4. Accessibility in AI
As AI integrates into sectors like healthcare, education, and employment, its accessibility plays a vital role in determining whether it will widen or close gaps for people with disabilities. Focusing on this issue promotes equitable systems that allow everyone to benefit from AI. Traditional evaluations often overlook user diversity and marginalized experiences, which can lead to AI reinforcing existing barriers. Focusing on widely used applications like speech recognition and image recognition, the subgroup will assess accessibility performance, enhance the metrology of accessibility in AI, build up associated tooling, and create actionable insights to:
- develop standardized accessibility metrics for evaluating AI applications,
- analyze how AI can both bridge and reinforce existing gaps for marginalized communities, and
- pilot metrics across widely used AI applications to improve accessibility and effectiveness.

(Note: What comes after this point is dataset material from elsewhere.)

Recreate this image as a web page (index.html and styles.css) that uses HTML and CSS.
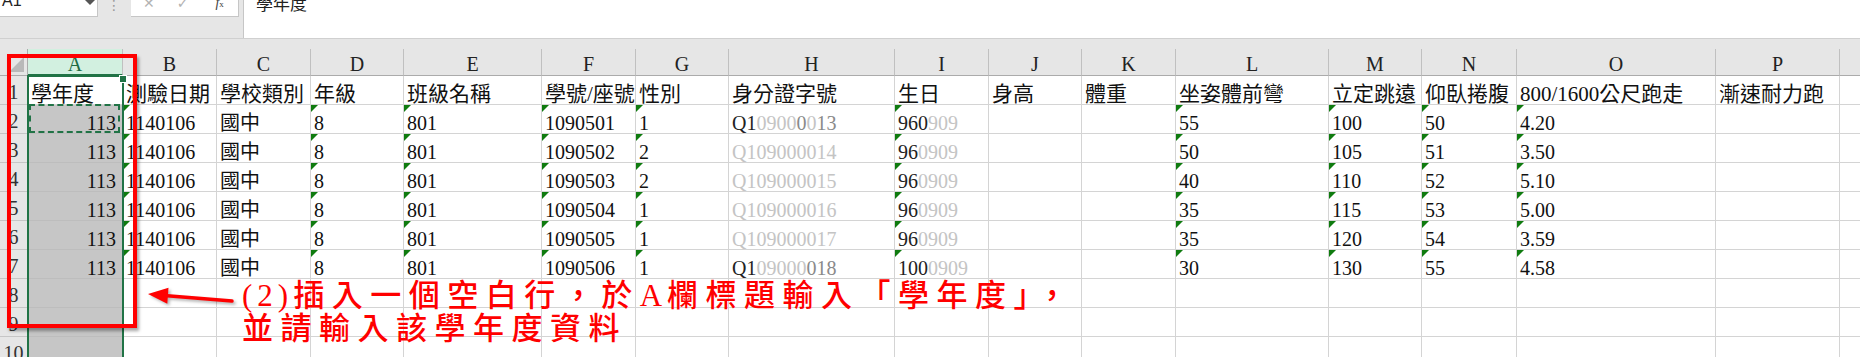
FILE: index.html
```html
<!DOCTYPE html>
<html lang="zh-Hant">
<head>
<meta charset="utf-8">
<title>Excel</title>
<link rel="stylesheet" href="styles.css">
</head>
<body>
<div class="app">
  <div class="toolbar">
    <div class="namebox"><span class="nb-text">A1</span><span class="nb-arrow"></span></div>
    <div class="dots">⋮</div>
    <div class="fxbox"><span class="ico-x">✕</span><span class="ico-ok">✓</span><span class="ico-fx"><i>f</i><span class="fxx">x</span></span></div>
    <div class="formula"><span class="formula-text">學年度</span></div>
  </div>
  <div class="gap"></div>
  <div class="sheet">
    <div class="grid">
      <!-- header row -->
      <div class="corner"><span class="corner-tri"></span></div>
      <div class="ch ch-sel">A</div><div class="ch">B</div><div class="ch">C</div><div class="ch">D</div><div class="ch">E</div><div class="ch">F</div><div class="ch">G</div><div class="ch">H</div><div class="ch">I</div><div class="ch">J</div><div class="ch">K</div><div class="ch">L</div><div class="ch">M</div><div class="ch">N</div><div class="ch">O</div><div class="ch">P</div><div class="ch"></div>
      <!-- row 1 -->
      <div class="rh">1</div>
      <div class="c h1 active">學年度</div><div class="c h1">測驗日期</div><div class="c h1">學校類別</div><div class="c h1">年級</div><div class="c h1">班級名稱</div><div class="c h1">學號/座號</div><div class="c h1">性別</div><div class="c h1">身分證字號</div><div class="c h1">生日</div><div class="c h1">身高</div><div class="c h1">體重</div><div class="c h1">坐姿體前彎</div><div class="c h1">立定跳遠</div><div class="c h1">仰臥捲腹</div><div class="c h1">800/1600公尺跑走</div><div class="c h1">漸速耐力跑</div><div class="c"></div>
      <!-- row 2 -->
      <div class="rh">2</div>
      <div class="c sel num">113</div><div class="c t">1140106</div><div class="c">國中</div><div class="c t">8</div><div class="c t">801</div><div class="c t">1090501</div><div class="c t">1</div><div class="c mask"><span class="m1">Q1</span><span class="m2">0900</span><span class="m3">0</span><span class="m2">0</span><span class="m3">13</span></div><div class="c t"><span class="m1">960</span><span class="m2">909</span></div><div class="c"></div><div class="c"></div><div class="c t">55</div><div class="c t">100</div><div class="c t">50</div><div class="c t">4.20</div><div class="c"></div><div class="c"></div>
      <!-- row 3 -->
      <div class="rh">3</div>
      <div class="c sel num">113</div><div class="c t">1140106</div><div class="c">國中</div><div class="c t">8</div><div class="c t">801</div><div class="c t">1090502</div><div class="c t">2</div><div class="c mask"><span class="m2">Q109000014</span></div><div class="c t"><span class="m1">96</span><span class="m2">0909</span></div><div class="c"></div><div class="c"></div><div class="c t">50</div><div class="c t">105</div><div class="c t">51</div><div class="c t">3.50</div><div class="c"></div><div class="c"></div>
      <!-- row 4 -->
      <div class="rh">4</div>
      <div class="c sel num">113</div><div class="c t">1140106</div><div class="c">國中</div><div class="c t">8</div><div class="c t">801</div><div class="c t">1090503</div><div class="c t">2</div><div class="c mask"><span class="m2">Q109000015</span></div><div class="c t"><span class="m1">96</span><span class="m2">0909</span></div><div class="c"></div><div class="c"></div><div class="c t">40</div><div class="c t">110</div><div class="c t">52</div><div class="c t">5.10</div><div class="c"></div><div class="c"></div>
      <!-- row 5 -->
      <div class="rh">5</div>
      <div class="c sel num">113</div><div class="c t">1140106</div><div class="c">國中</div><div class="c t">8</div><div class="c t">801</div><div class="c t">1090504</div><div class="c t">1</div><div class="c mask"><span class="m2">Q109000016</span></div><div class="c t"><span class="m1">96</span><span class="m2">0909</span></div><div class="c"></div><div class="c"></div><div class="c t">35</div><div class="c t">115</div><div class="c t">53</div><div class="c t">5.00</div><div class="c"></div><div class="c"></div>
      <!-- row 6 -->
      <div class="rh">6</div>
      <div class="c sel num">113</div><div class="c t">1140106</div><div class="c">國中</div><div class="c t">8</div><div class="c t">801</div><div class="c t">1090505</div><div class="c t">1</div><div class="c mask"><span class="m2">Q109000017</span></div><div class="c t"><span class="m1">96</span><span class="m2">0909</span></div><div class="c"></div><div class="c"></div><div class="c t">35</div><div class="c t">120</div><div class="c t">54</div><div class="c t">3.59</div><div class="c"></div><div class="c"></div>
      <!-- row 7 -->
      <div class="rh">7</div>
      <div class="c sel num">113</div><div class="c t">1140106</div><div class="c">國中</div><div class="c t">8</div><div class="c t">801</div><div class="c t">1090506</div><div class="c t">1</div><div class="c mask"><span class="m1">Q1</span><span class="m2">09000</span><span class="m3">018</span></div><div class="c t"><span class="m1">100</span><span class="m2">0909</span></div><div class="c"></div><div class="c"></div><div class="c t">30</div><div class="c t">130</div><div class="c t">55</div><div class="c t">4.58</div><div class="c"></div><div class="c"></div>
      <!-- row 8 -->
      <div class="rh">8</div>
      <div class="c sel"></div><div class="c"></div><div class="c"></div><div class="c"></div><div class="c"></div><div class="c"></div><div class="c"></div><div class="c"></div><div class="c"></div><div class="c"></div><div class="c"></div><div class="c"></div><div class="c"></div><div class="c"></div><div class="c"></div><div class="c"></div><div class="c"></div>
      <!-- row 9 -->
      <div class="rh">9</div>
      <div class="c sel"></div><div class="c"></div><div class="c"></div><div class="c"></div><div class="c"></div><div class="c"></div><div class="c"></div><div class="c"></div><div class="c"></div><div class="c"></div><div class="c"></div><div class="c"></div><div class="c"></div><div class="c"></div><div class="c"></div><div class="c"></div><div class="c"></div>
      <!-- row 10 -->
      <div class="rh">10</div>
      <div class="c sel"></div><div class="c"></div><div class="c"></div><div class="c"></div><div class="c"></div><div class="c"></div><div class="c"></div><div class="c"></div><div class="c"></div><div class="c"></div><div class="c"></div><div class="c"></div><div class="c"></div><div class="c"></div><div class="c"></div><div class="c"></div><div class="c"></div>
    </div>

    <!-- selection overlays -->
    <div class="sel-border"><span class="fill-handle"></span></div>
    <div class="copy-marquee"></div>

    <!-- annotation overlays -->
    <div class="red-box"></div>
    <svg class="arrow" width="100" height="40" viewBox="0 0 100 40">
      <line x1="88" y1="25" x2="20" y2="19.5" stroke="#ff0000" stroke-width="3.5" stroke-linecap="round"/>
      <polygon points="4,18 24.5,11.7 23.3,27.7" fill="#ff0000"/>
    </svg>
    <div class="note">
      <div class="note-line"><span class="lat">(2)</span>插入一個空白行，於<span class="lat">A</span>欄標題輸入「學年度」，</div>
      <div class="note-line">並請輸入該學年度資料</div>
    </div>
  </div>
</div>
</body>
</html>
```
FILE: styles.css
```css
html, body {
  margin: 0;
  padding: 0;
}
body {
  width: 1860px;
  height: 357px;
  overflow: hidden;
  background: #e6e6e6;
  font-family: "Liberation Serif", "Noto Sans CJK TC", serif;
}
.app {
  width: 1860px;
  height: 357px;
  overflow: hidden;
  position: relative;
}

/* ---------- toolbar ---------- */
.toolbar {
  height: 38px;
  display: flex;
  align-items: flex-start;
  background: #e6e6e6;
  border-bottom: 1px solid #d0d0d0;
  box-sizing: content-box;
}
.namebox {
  width: 97px;
  height: 16px;
  background: #fff;
  border-right: 1px solid #c6c6c6;
  border-bottom: 1px solid #c6c6c6;
  position: relative;
  overflow: hidden;
}
.nb-text {
  position: absolute;
  left: 2px;
  top: -9px;
  font-family: "Liberation Sans", sans-serif;
  font-size: 16px;
  line-height: 20px;
  color: #222;
}
.nb-arrow {
  position: absolute;
  left: 85px;
  top: 0;
  width: 0;
  height: 0;
  border-left: 5px solid transparent;
  border-right: 5px solid transparent;
  border-top: 5px solid #555;
}
.dots {
  width: 32px;
  text-align: center;
  color: #9a9a9a;
  font-family: "DejaVu Sans", sans-serif;
  font-size: 14px;
  line-height: 14px;
  margin-top: -2px;
}
.fxbox {
  width: 107px;
  height: 16px;
  background: #fff;
  border-right: 1px solid #c6c6c6;
  border-bottom: 1px solid #c6c6c6;
  display: flex;
  align-items: flex-start;
  overflow: hidden;
  margin-left: 1px;
}
.ico-x, .ico-ok {
  font-family: "DejaVu Sans", sans-serif;
  color: #b3b3b3;
  font-size: 14px;
  line-height: 10px;
  margin-top: -2px;
}
.ico-x { margin-left: 12px; }
.ico-ok { margin-left: 22px; }
.ico-fx {
  margin-left: 27px;
  margin-top: -4px;
  font-family: "Liberation Serif", serif;
  font-size: 14px;
  line-height: 14px;
  color: #444;
}
.ico-fx i { font-style: italic; }
.fxx { font-size: 9px; }
.formula {
  flex: 1;
  height: 38px;
  margin-left: 4px;
  background: #fff;
  border-left: 1px solid #c6c6c6;
  box-sizing: border-box;
  position: relative;
  overflow: hidden;
}
.formula-text {
  position: absolute;
  left: 12px;
  top: -7px;
  font-family: "Noto Sans CJK TC", sans-serif;
  font-size: 17px;
  line-height: 20px;
  color: #222;
}
.gap {
  height: 10px;
  background: #e6e6e6;
}

/* ---------- sheet ---------- */
.sheet {
  position: relative;
  background: #fff;
}
.grid {
  display: grid;
  grid-template-columns: 28px 95px 94px 94px 93px 138px 94px 93px 166px 94px 93px 94px 153px 93px 95px 199px 124px 40px;
  grid-template-rows: 27px repeat(10, 29px);
}
.corner {
  background: #e6e6e6;
  border-right: 1px solid #ababab;
  border-bottom: 1px solid #ababab;
  box-sizing: border-box;
  position: relative;
}
.corner-tri {
  position: absolute;
  right: 3px;
  bottom: 3px;
  width: 0;
  height: 0;
  border-left: 15px solid transparent;
  border-bottom: 15px solid #b9b9b9;
}
.ch {
  background: #e6e6e6;
  border-right: 1px solid #c0c0c0;
  border-bottom: 1px solid #ababab;
  box-sizing: border-box;
  text-align: center;
  font-size: 20px;
  line-height: 30px;
  color: #222;
}
.ch-sel {
  background: #d2f0e0;
  color: #1e6b43;
  border-bottom: 2px solid #217346;
}
.rh {
  background: #e6e6e6;
  border-right: 1px solid #ababab;
  border-bottom: 1px solid #c6c6c6;
  box-sizing: border-box;
  text-align: center;
  font-size: 20px;
  line-height: 32px;
  color: #333;
  overflow: hidden;
}
.c {
  border-right: 1px solid #d4d4d4;
  border-bottom: 1px solid #d4d4d4;
  box-sizing: border-box;
  display: flex;
  align-items: flex-end;
  padding: 0 3px;
  overflow: hidden;
  white-space: nowrap;
  font-size: 20px;
  line-height: 20px;
  color: #111;
  position: relative;
}
.c.h1 {
  font-size: 21px;
}
.c.num {
  justify-content: flex-end;
  padding-right: 6px;
}
.c.sel {
  background: #c6c6c6;
  border-bottom-color: #bdbdbd;
  border-right-color: #c6c6c6;
}
.c.active {
  background: #fff;
}
.c.t::before {
  content: "";
  position: absolute;
  left: 0;
  top: 0;
  width: 0;
  height: 0;
  border-top: 7px solid #0f7b0f;
  border-right: 7px solid transparent;
}
.c.mask {
  padding-left: 3px;
}
.m1 { color: #222; }
.m2 { color: #c4c4c4; }
.m3 { color: #8a8a8a; }

/* selection */
.sel-border {
  position: absolute;
  left: 27px;
  top: 26px;
  width: 93px;
  height: 320px;
  border-left: 2px solid #217346;
  border-right: 2px solid #217346;
  border-top: 2px solid #217346;
}
.fill-handle {
  position: absolute;
  right: -5px;
  top: -2px;
  width: 6px;
  height: 6px;
  background: #217346;
  border: 1px solid #fff;
}
.copy-marquee {
  position: absolute;
  left: 29px;
  top: 55px;
  width: 91px;
  height: 29px;
  border: 2px dashed #217346;
  box-sizing: border-box;
}

/* annotation */
.red-box {
  position: absolute;
  left: 7px;
  top: 5px;
  width: 130px;
  height: 274px;
  border: 4px solid #ff0000;
  box-sizing: border-box;
  box-shadow: 2px 3px 3px rgba(0, 0, 0, 0.35);
}
.arrow {
  position: absolute;
  left: 144px;
  top: 227px;
  filter: drop-shadow(2px 2px 1.5px rgba(0, 0, 0, 0.3));
}
.note {
  position: absolute;
  left: 242px;
  top: 230px;
  color: #ff0000;
  font-family: "Liberation Serif", "Noto Sans CJK TC", serif;
  font-size: 31px;
  line-height: 33px;
  letter-spacing: 7.5px;
  font-weight: 500;
  white-space: nowrap;
}
.note .lat {
  letter-spacing: 5px;
}
```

5. Cross-Sectoral Dependencies
Regulated industries like healthcare, insurance, and financial services face numerous challenges in adopting generative AI, making many organizations hesitant to implement it. Various working groups have emerged to address issues such as accountability, fairness, risk data collection, and AI assurance. Instead of focusing on a single sector, this subgroup will tackle common industry challenges to reduce overhead, promote knowledge sharing, and identify effective real-world AI evaluation approaches. This subgroup will draw on the combined expertise of stakeholders from the healthcare, insurance, and financial sectors to:
- develop scoring rubrics for AI quality assessments,
- identify sector-wide challenges and associated collaborative solutions, and
- promote reproducibility and best practices in AI deployment across multiple sectors.

Governance
To effectively govern the AI Metrology Working Group (MWG) and subgroups, and provide opportunities for external partners to engage, a clear governance framework can be established to ensure transparent and inclusive decision-making processes, accountability measures, and engagement strategies. Key governance components include:
- Steering Committee: Composed of representatives from private industry, civil society, and academia and responsible for setting strategic direction, overseeing subgroup formation, and evaluating overall progress.